Peru has recorded its first-ever case diphtheria after 20 long years after warnings were issued by various international health organisations that the ongoing coronavirus pandemic can affect the routine of vaccination programmes.
The warnings have been issued specifically for the younger generation, who have been negatively affected by the downward spiral in the economy and the availability of the health services in the country due to the pandemic.
Peru is now on a national epidemiological alert to detect other potential cases, bolster vaccinations and curb any potential wider outbreak which is expected to get worse with the commencement of the second wave of coronavirus in several countries. COVID-19 has severely affected Peru with more than 892,000 cases and 34,200 deaths.
As of now, a five-year-old girl living in the capital Lima has been diagnosed with the infectious respiratory disease, the Andean nation’s Public Health Vice Minister Luis Suarez reported on Tuesday. The young girl is in a stable condition and is being closely monitored by a team of doctors.

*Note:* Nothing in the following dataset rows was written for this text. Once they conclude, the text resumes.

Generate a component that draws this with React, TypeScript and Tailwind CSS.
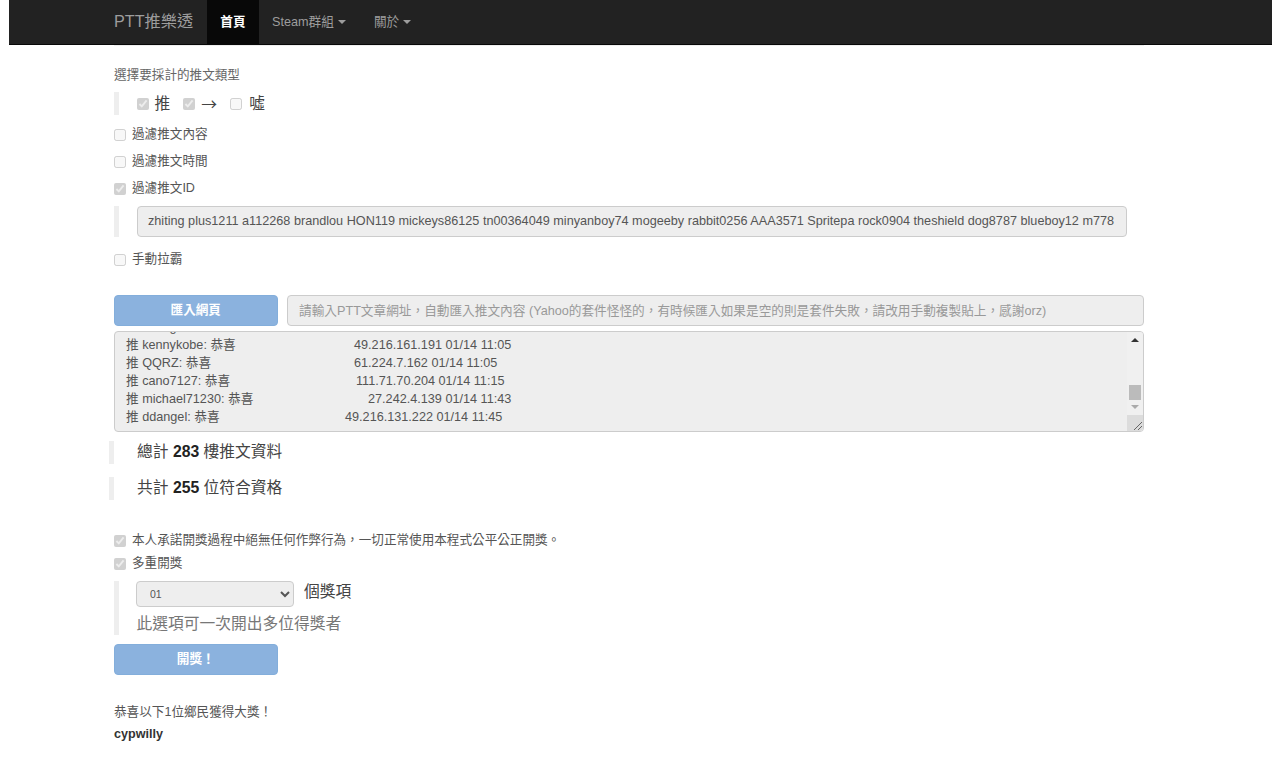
import React from "react";

const font = { fontFamily: '"Liberation Sans", "Noto Sans CJK TC", sans-serif' };

const rows = [
  { name: "推 kennykobe: 恭喜", w: "w-[228px]", ip: "49.216.161.191 01/14 11:05" },
  { name: "推 QQRZ: 恭喜", w: "w-[228px]", ip: "61.224.7.162 01/14 11:05" },
  { name: "推 cano7127: 恭喜", w: "w-[230px]", ip: "111.71.70.204 01/14 11:15" },
  { name: "推 michael71230: 恭喜", w: "w-[242px]", ip: "27.242.4.139 01/14 11:43" },
  { name: "推 ddangel: 恭喜", w: "w-[219px]", ip: "49.216.131.222 01/14 11:45" },
];

function Check({ checked = false, label }: { checked?: boolean; label: string }) {
  return (
    <label className="flex items-center h-[17px] text-[12.6px] text-[#555]">
      <input type="checkbox" disabled defaultChecked={checked} className="w-[12px] h-[12px] m-0 mr-[6px]" />
      <span>{label}</span>
    </label>
  );
}

function Caret() {
  return <span className="inline-block ml-[4px] w-0 h-0 align-middle border-x-[4px] border-x-transparent border-t-[4px] border-t-[#9d9d9d]" />;
}

export default function App() {
  return (
    <div className="min-h-[758px] bg-white pl-[9px] pr-[8px]" style={font}>
      <nav className="h-[45px] bg-[#222222] border-b border-b-[#080808] flex pl-[105px] text-[12.66px] text-[#9d9d9d]">
        <div className="text-[16.2px] leading-[42px] mr-[14px] w-[79px] whitespace-nowrap">PTT推樂透</div>
        <div className="w-[52px] h-[44px] bg-[#080808] text-white font-bold flex items-center justify-center">首頁</div>
        <div className="flex items-center pl-[13px] pr-[15px]">Steam群組<Caret /></div>
        <div className="flex items-center pl-[13px]">關於<Caret /></div>
      </nav>

      <main className="w-[1030px] ml-[105px] text-[#444]">
        <div className="h-[1px] bg-[#eeeeee]" />
        <p className="mt-[21px] h-[17px] text-[12.6px] leading-[17px] text-[#666]">選擇要採計的推文類型</p>

        <div className="mt-[8px] h-[23px] border-l-[5px] border-l-[#eeeeee] pl-[17.5px] flex items-center text-[15.75px]">
          <input type="checkbox" disabled defaultChecked className="w-[12px] h-[12px] m-0 mr-[6px]" />
          <span className="mr-[13px]">推</span>
          <input type="checkbox" disabled defaultChecked className="w-[12px] h-[12px] m-0 mr-[6px]" />
          <span className="mr-[13px] w-[16px] font-['Noto_Sans_CJK_TC']">→</span>
          <input type="checkbox" disabled className="w-[12px] h-[12px] m-0 mr-[7px]" />
          <span>噓</span>
        </div>

        <div className="mt-[11px] flex flex-col gap-[10px]">
          <Check label="過濾推文內容" />
          <Check label="過濾推文時間" />
          <Check checked label="過濾推文ID" />
        </div>

        <div className="mt-[9px] h-[31px] border-l-[5px] border-l-[#eeeeee] pl-[17.5px]">
          <div className="h-[31px] w-[990px] rounded-[4px] border border-[#cccccc] bg-[#eeeeee] pl-[10.5px] text-[12.66px] leading-[29px] text-[#555] whitespace-nowrap overflow-hidden">
            zhiting plus1211 a112268 brandlou HON119 mickeys86125 tn00364049 minyanboy74 mogeeby rabbit0256 AAA3571 Spritepa rock0904 theshield dog8787 blueboy12 m778
          </div>
        </div>

        <div className="mt-[14px]">
          <Check label="手動拉霸" />
        </div>

        <div className="mt-[27px] flex gap-[9.5px] pr-[0.5px]">
          <button disabled className="w-[163.5px] h-[31px] shrink-0 rounded-[4px] border border-[#83aedb] bg-[#8bb2de] text-white text-[12.6px] font-bold">匯入網頁</button>
          <input
            disabled
            placeholder="請輸入PTT文章網址，自動匯入推文內容 (Yahoo的套件怪怪的，有時候匯入如果是空的則是套件失敗，請改用手動複製貼上，感謝orz)"
            className="flex-1 h-[31px] rounded-[4px] border border-[#cccccc] bg-[#eeeeee] px-[11px] text-[12.66px] placeholder:text-[#999999]"
          />
        </div>

        <div className="relative mt-[5px] h-[101px] rounded-[4px] border border-[#cccccc] bg-[#eeeeee] overflow-hidden text-[12.66px] leading-[18px] text-[#555] pl-[11px] pt-[4px]">
          <div className="flex h-[18px] -mt-[18px] whitespace-nowrap pl-[16px]">
            <span>sheng</span>
          </div>
          {rows.map((r) => (
            <div key={r.name} className="flex h-[18px] whitespace-nowrap">
              <span className={r.w}>{r.name}</span>
              <span>{r.ip}</span>
            </div>
          ))}
          <div className="absolute right-0 top-0 bottom-0 w-[16px] bg-[#f0f0f0] flex flex-col items-center">
            <span className="mt-[6px] w-0 h-0 border-x-[4px] border-x-transparent border-b-[4px] border-b-[#333]" />
            <span className="mt-[43px] w-[12px] h-[15px] bg-[#bbbbbb]" />
            <span className="mt-[5px] w-0 h-0 border-x-[4px] border-x-transparent border-t-[4px] border-t-[#aaaaaa]" />
          </div>
          <svg className="absolute right-0 bottom-0 w-[16px] h-[16px] bg-[#dcdcdc]" viewBox="0 0 16 16">
            <path d="M7 15 15 7M11 15 15 11" stroke="#666" strokeWidth="1" fill="none" />
          </svg>
        </div>

        <div className="-ml-[5px] mt-[9px] h-[23px] border-l-[5px] border-l-[#eeeeee] pl-[23px] text-[15.75px] leading-[21px]">
          總計 <b className="text-[#222]">283</b> 樓推文資料
        </div>
        <div className="-ml-[5px] mt-[13px] h-[23px] border-l-[5px] border-l-[#eeeeee] pl-[23px] text-[15.75px] leading-[21px]">
          共計 <b className="text-[#222]">255</b> 位符合資格
        </div>

        <div className="mt-[32px]">
          <Check checked label="本人承諾開獎過程中絕無任何作弊行為，一切正常使用本程式公平公正開獎。" />
        </div>
        <div className="mt-[6px]">
          <Check checked label="多重開獎" />
        </div>

        <div className="mt-[9px] h-[54px] border-l-[5px] border-l-[#eeeeee] pl-[17px] text-[15.75px]">
          <div className="flex h-[26px]">
            <select disabled className="w-[158px] h-[26px] rounded-[4px] border border-[#cccccc] bg-[#eeeeee] pl-[9px] text-[10.5px] text-[#555]">
              <option>01</option>
            </select>
            <span className="ml-[10px] -mt-[1px] leading-[24px]">個獎項</span>
          </div>
          <div className="mt-[3px] pl-[0.5px] leading-[28px] text-[#777]">此選項可一次開出多位得獎者</div>
        </div>

        <button disabled className="block mt-[9px] w-[163.5px] h-[31px] rounded-[4px] border border-[#83aedb] bg-[#8bb2de] text-white text-[12.6px] font-bold">開獎！</button>

        <p className="mt-[29px] text-[12.6px] leading-[17px] text-[#555]">恭喜以下1位鄉民獲得大獎！</p>
        <p className="mt-[5px] text-[12.6px] leading-[17px] font-bold text-[#333]">cypwilly</p>
      </main>
    </div>
  );
}
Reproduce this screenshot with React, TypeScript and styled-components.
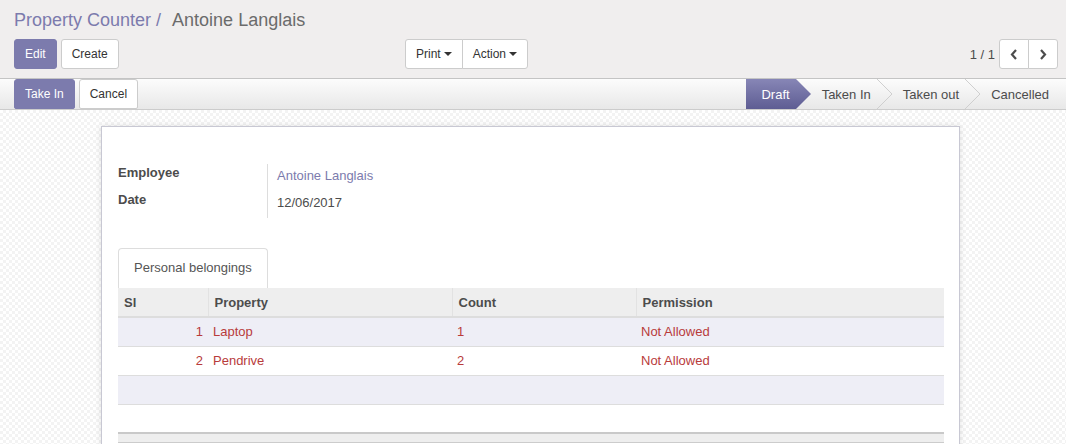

The case has been diagnosed after almost 20 years, as the last case was cured in 2000, and the Pan American Health Organization had warned in 2019 that the disease may exist in few other countries such as Brazil, Colombia, Venezuela and Haiti.
This disease affects the throat and upper airways which causes the dead tissue to build up and the patent, then, finds it difficult to breathe. Just like the novel coronavirus, this disease can also spread through physical contact, and also by respiratory contact. The most severe cases can take the mortality rate beyond 10 per cent.
The United Nations warned in July that immunizations against dangerous diseases, including diphtheria, had dropped alarmingly during the pandemic, with three-fourths of 82 countries reporting disruption to their programs in a May survey because of shortages of protective equipment for health workers, travel restrictions and low staffing.
Suarez admitted that due to lack of funds, the government had only issued 40 per cent of diphtheria and tetanus vaccinations instead of the usual 70 per cent.